Title: "Editorial: Let Japs Bet on the Ponies -- With No Races on the Square," Seattle Times, 4/2/1942, (ddr-densho-56-738)
Densho ID: ddr-densho-56-738

Let Japs Bet on the Ponies -- With No Races on the Square

By HENRY McLEMORE

NEW YORK -- The government is on the right track at last in dealing with the Japanese in California.

Pictures from that state reveal that the Santa Anita racetrack, world's biggest home of the sport of kings and suckers, has been converted into a detention camp and thousands of evacuees will be housed there while awaiting assignment to permanent centers.

The government needs to take but one more step to make this set-up perfect. Bring in some horses and resume racing at Santa Anita.

Racing was called off at Santa Anita earlier in the year as a war measure. It is my contention that it now should be reinstated -- as a war measure.

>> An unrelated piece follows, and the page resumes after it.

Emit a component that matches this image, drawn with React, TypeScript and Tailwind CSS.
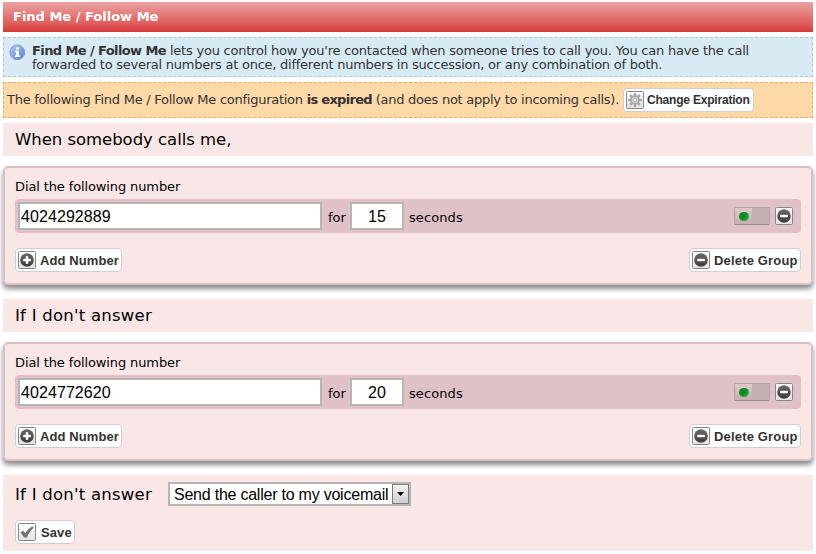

It doesn't make sense to have that many Japanese suckers living at a racetrack without seizing such a royal opportunity to take their money away from them. Japanese are born gamblers anyway, and it would be only a matter of time until the horses had taken enough from the Japs' kimono pockets to buy a raft of Defense Bonds.

* * *

SANTA ANITA for the Japanese would not need to be run exactly as Santa Anita was run for Americans before the war. It was strictly legitimate then, with everything on the up and up. But, for the Japanese, who proved at Pearl Harbor that they enjoy a bit of the old trickery, Santa Anita could be operated with a few cute touches guaranteed to separate them from their yen.

The official, trained Santa Anita starter could be replaced by a man who had a son serving on a submarine in the South Pacific. This would insure that the horse the Japanese aliens had installed as a favorite, and were backing with heavy dough, would get none the best of it when the field was sent away.

The complex, foolproof photo-finish camera could be taken out and a 1910 box-type Brownie No. 1 installed. As this type of camera has difficulty catching any object that moves faster than an equestrian statue, the Japs couldn't count on too fair a shake in a blanket finish.

The number of races on the program could be increased from eight to just as many as could be run between sun up and dark. Post time for the first race would be 6 a.m. and the last one wouldn't run until just before the sun went down.

No Jap, no matter how smart a handicapper, could lick such a program. It requires genius to beat an eight-race program, as so many of us know. Not even a horse player who combined the talents of Leonardo da Vinci, Thomas Edison, Socrates, and Roger Babson could hope to escape defeat from a 30-race card.

* * *

To make it even tougher for the Japs, all the disbarred jockeys, trainers and owners in the country would be extended an invitation to go to Santa Anita and give the Nipponese a thorough going over.

The saliva test business would be abandoned and any horse that didn't actually do a jitterbug dance as he crossed the finish line would be passed as normal. Instead of giving a watch to the jockey who rode the most favorites during the meeting, a grandfather's clock would be awarded the rider who pulled up the most favorites.

Dye jobs would be readily accepted and trainers would be as busy as mothers before Easter, brewing up various tints. Welshing bookmakers would be greeted with open arms and allowed to do as much business as they could.

* * *

The big race of the year would be the Hari-Kari Handicap. Every Japanese naturally would prepare himself for a big killing.

At the last moment, unbeknownst to the Japanese, some fine horse like Whirlaway or Alsab, would be shipped in and his name temporarily changed to something that would keep the Japs from betting on him. A name like Tokyo-In-Ashes the 2nd, with a breeding by Bomber out of Alaska. Or, Japan-Is-Licked, by 1944 out of Natural Resources.

Not only would the money raised at Santa Anita under this scheme come in very handy for the government, but think of how Tokyo would appreciate the treatment of its subjects in this country when word got back there that all they did was to go to the horse races from morning until night.